Under this theory, Skynet has already happened, but Skynet is benign because one of the first things we taught it was that cats were cute. And Skynet doesn’t have cats. We do. This is our major structural advantage: we can feed the internet fresh cat photos. It’s why the internet — thus far, anyway — has remained willing to continue human life as we know it: for our cats.

The problem, then, with This Cat Does Not Exist is that it allows the internet to make its own cat photos. That means Skynet doesn’t need us anymore.

This isn’t new, exactly — but last year, the computer-generated cats were horror shows. And yes, a people version exists already, but this isn’t an existential threat. We did not teach the computers that people are adorable. We taught them that cats are.

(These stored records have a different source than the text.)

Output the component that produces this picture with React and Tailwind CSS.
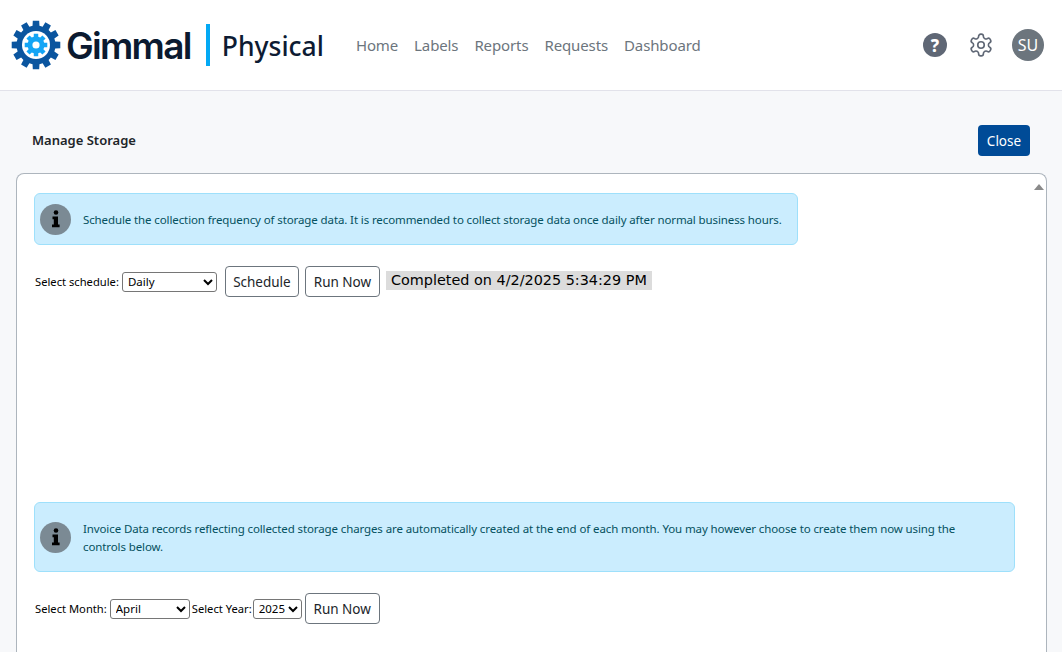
import React from "react";

function gearPath(cx, cy, rOut, rIn, teeth, topFrac = 0.45, baseFrac = 0.62) {
  let d = "";
  const step = (Math.PI * 2) / teeth;
  for (let i = 0; i < teeth; i++) {
    const a = i * step - Math.PI / 2;
    const pts = [
      [rIn, a - (step * baseFrac) / 2],
      [rOut, a - (step * topFrac) / 2],
      [rOut, a + (step * topFrac) / 2],
      [rIn, a + (step * baseFrac) / 2],
    ];
    pts.forEach(([r, t], j) => {
      d += `${i === 0 && j === 0 ? "M" : "L"}${(cx + r * Math.cos(t)).toFixed(2)} ${(cy + r * Math.sin(t)).toFixed(2)}`;
    });
  }
  return d + "Z";
}

function Logo() {
  return (
    <svg width="50" height="50" viewBox="0 0 50 50" className="shrink-0">
      <path d={gearPath(25, 25, 24.5, 19.5, 12, 0.5, 0.68)} fill="#0a559f" />
      <circle cx="25" cy="25" r="14" fill="#fff" />
      <path d={gearPath(25, 25, 11.5, 8.5, 8, 0.5, 0.68)} fill="#14a5f5" />
      <circle cx="25" cy="25" r="3.6" fill="#fff" />
    </svg>
  );
}

function InfoBadge() {
  return (
    <div className="w-[31px] h-[31px] rounded-full bg-[#7b8a94] flex items-center justify-center shrink-0">
      <svg width="10" height="18" viewBox="0 0 10 18" fill="#000">
        <circle cx="5" cy="2.5" r="2.3" />
        <path d="M1.5 6.5h5.5v8h1.6v2.8H1v-2.8h1.8V9.2H1.5z" />
      </svg>
    </div>
  );
}

function Btn({ w, children }) {
  return (
    <button
      className="h-[31px] pt-[2px] rounded-[4px] border border-[#6c757d] bg-white text-[13.5px] text-[#212529] leading-none"
      style={{ width: w }}
    >
      {children}
    </button>
  );
}

function Sel({ w, value, options }) {
  return (
    <select
      defaultValue={value}
      className="h-[20px] pl-[1px] rounded-[3px] border border-[#767676] bg-white text-[11.5px] text-black"
      style={{ width: w, appearance: "auto" }}
    >
      {options.map((o) => (
        <option key={o}>{o}</option>
      ))}
    </select>
  );
}

export default function App() {
  return (
    <div className="w-[1062px] h-[652px] overflow-hidden bg-[#f7f8fa] flex flex-col font-['Noto_Sans',sans-serif] text-[#212529]">
      <header className="h-[91px] shrink-0 bg-white border-b border-[#e2e2ea] flex items-center pl-[11px] pr-[18px]">
        <Logo />
        <span className="ml-[5px] text-[37px] font-semibold tracking-[-1.7px] text-[#0b1a30] font-['Inter',sans-serif] leading-none">
          Gimmal
        </span>
        <div className="ml-[15px] w-[4px] h-[42px] bg-[#03a9f4]" />
        <span className="ml-[12px] pt-[3px] text-[26.5px] font-medium text-[#0d1b33] leading-none">Physical</span>
        <nav className="ml-[32px] flex gap-[16px] text-[15px] tracking-[-0.12px] text-[#6c757d]">
          <span>Home</span>
          <span>Labels</span>
          <span>Reports</span>
          <span>Requests</span>
          <span>Dashboard</span>
        </nav>
        <div className="ml-auto flex items-center">
          <div className="w-[24px] h-[24px] rounded-full bg-[#5f6775] flex items-center justify-center text-white text-[17px] font-extrabold leading-none">
            ?
          </div>
          <svg className="ml-[21px]" width="26" height="26" viewBox="0 0 24 24" fill="none" stroke="#5f6775" strokeWidth="1.5" strokeLinejoin="round">
            <path d="M12.22 2h-.44a2 2 0 0 0-2 2v.18a2 2 0 0 1-1 1.73l-.43.25a2 2 0 0 1-2 0l-.15-.08a2 2 0 0 0-2.73.73l-.22.38a2 2 0 0 0 .73 2.73l.15.1a2 2 0 0 1 1 1.72v.51a2 2 0 0 1-1 1.74l-.15.09a2 2 0 0 0-.73 2.73l.22.38a2 2 0 0 0 2.73.73l.15-.08a2 2 0 0 1 2 0l.43.25a2 2 0 0 1 1 1.73V20a2 2 0 0 0 2 2h.44a2 2 0 0 0 2-2v-.18a2 2 0 0 1 1-1.73l.43-.25a2 2 0 0 1 2 0l.15.08a2 2 0 0 0 2.73-.73l.22-.39a2 2 0 0 0-.73-2.73l-.15-.08a2 2 0 0 1-1-1.74v-.5a2 2 0 0 1 1-1.74l.15-.09a2 2 0 0 0 .73-2.73l-.22-.38a2 2 0 0 0-2.73-.73l-.15.08a2 2 0 0 1-2 0l-.43-.25a2 2 0 0 1-1-1.73V4a2 2 0 0 0-2-2z" />
            <circle cx="12" cy="12" r="3" />
          </svg>
          <div className="ml-[18px] w-[32px] h-[32px] rounded-full bg-[#6c757d] flex items-center justify-center text-white text-[16px] leading-none">
            SU
          </div>
        </div>
      </header>

      <main className="flex-1 min-h-0 flex flex-col pl-[16px] pr-[15px]">
        <div className="h-[82px] shrink-0 flex items-center justify-between pl-[16px] pt-[16px]">
          <h1 className="pt-[1px] text-[13px] font-semibold text-[#212529]">Manage Storage</h1>
          <button className="h-[31px] w-[52px] pt-[3px] mr-[17px] rounded-[4px] bg-[#004b97] text-white text-[13.5px] leading-none">Close</button>
        </div>
        <div className="flex-1 min-h-0 bg-white border border-[#adb5bd] border-b-0 rounded-t-[8px] flex">
          <div className="flex-1 min-w-0 pl-[17px] pt-[19px]">
            <div className="w-[764px] h-[52px] rounded-[6px] border border-[#9ee0fb] bg-[#cbedfe] flex items-center pl-[5px]">
              <InfoBadge />
              <p className="ml-[12px] pt-[2px] text-[11.5px] tracking-[-0.11px] whitespace-nowrap text-[#055160]">
                Schedule the collection frequency of storage data. It is recommended to collect storage data once daily after normal business hours.
              </p>
            </div>
            <div className="mt-[21px] h-[31px] flex items-center pl-[1px] text-[11.2px] text-black">
              <span className="pt-[2px]">Select schedule:</span>
              <span className="ml-[3px] flex">
                <Sel w="95px" value="Daily" options={["Daily", "Weekly", "Monthly"]} />
              </span>
              <span className="ml-[8px] flex"><Btn w="74px">Schedule</Btn></span>
              <span className="ml-[6px] flex"><Btn w="75px">Run Now</Btn></span>
              <span className="ml-[6px] self-start mt-[5px] h-[19px] w-[266px] bg-[#dcdcdc] pl-[5px] text-[14.4px] leading-[19px] text-black whitespace-nowrap" style={{ fontFamily: "'DejaVu Sans', sans-serif" }}>
                Completed on 4/2/2025 5:34:29 PM
              </span>
            </div>
            <div className="mt-[205px] w-[981px] h-[70px] rounded-[6px] border border-[#9ee0fb] bg-[#cbedfe] flex items-center pl-[5px]">
              <InfoBadge />
              <p className="ml-[12px] pr-[40px] pt-[1px] text-[11.5px] tracking-[-0.11px] leading-[18px] text-[#055160]">
                Invoice Data records reflecting collected storage charges are automatically created at the end of each month. You may however choose to create them now using the controls below.
              </p>
            </div>
            <div className="mt-[21px] h-[31px] flex items-center pl-[1px] text-[11.2px] text-black">
              <span className="pt-[1px]">Select Month:</span>
              <span className="ml-[3px] flex">
                <Sel w="80px" value="April" options={["April", "May", "June"]} />
              </span>
              <span className="ml-[2px] pt-[1px]">Select Year:</span>
              <span className="ml-[1px] flex">
                <Sel w="49px" value="2025" options={["2025", "2024"]} />
              </span>
              <span className="ml-[3px] flex"><Btn w="75px">Run Now</Btn></span>
            </div>
          </div>
          <div className="w-[15px] shrink-0 flex justify-center pt-[10px]">
            <div className="w-0 h-0 border-l-[5px] border-r-[5px] border-b-[6px] border-l-transparent border-r-transparent border-b-[#8a8a8a]" />
          </div>
        </div>
      </main>
    </div>
  );
}
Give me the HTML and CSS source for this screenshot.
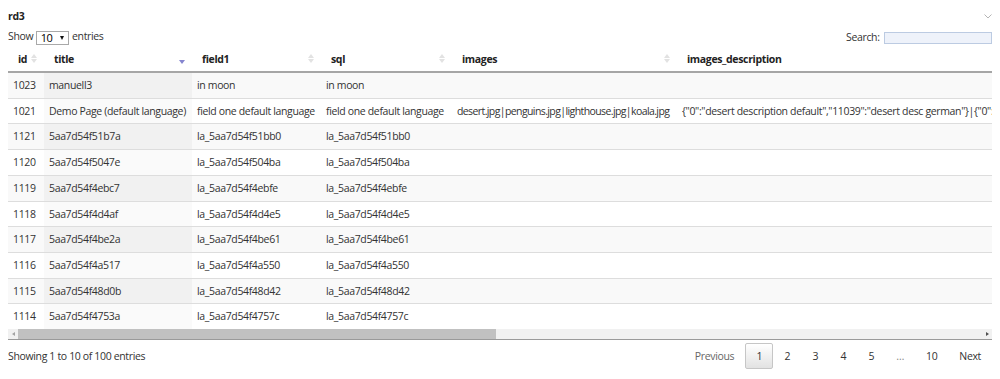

One of these cats is real (and my own personal cat). The other one does not exist:

Jeeves
This cat does not exist
Elizabeth Lopatto and This Cat Does Not Exist

The tells, as far as I can see, occur around the edge of the fur: it’s weirdly blurry. Also, as with the people version, the fake cat has an out-of-focus background. The coloration in the fake cat’s eyes is also a little less defined than my cat’s. Still, this is impressive.

The new batch of AI cats is limited — face only, no goofball action, sometimes the ears don’t match — but they may very well represent the first step toward the Matrix-like future of humanity. Because if the machines don’t need our cat photos anymore, they don’t need us.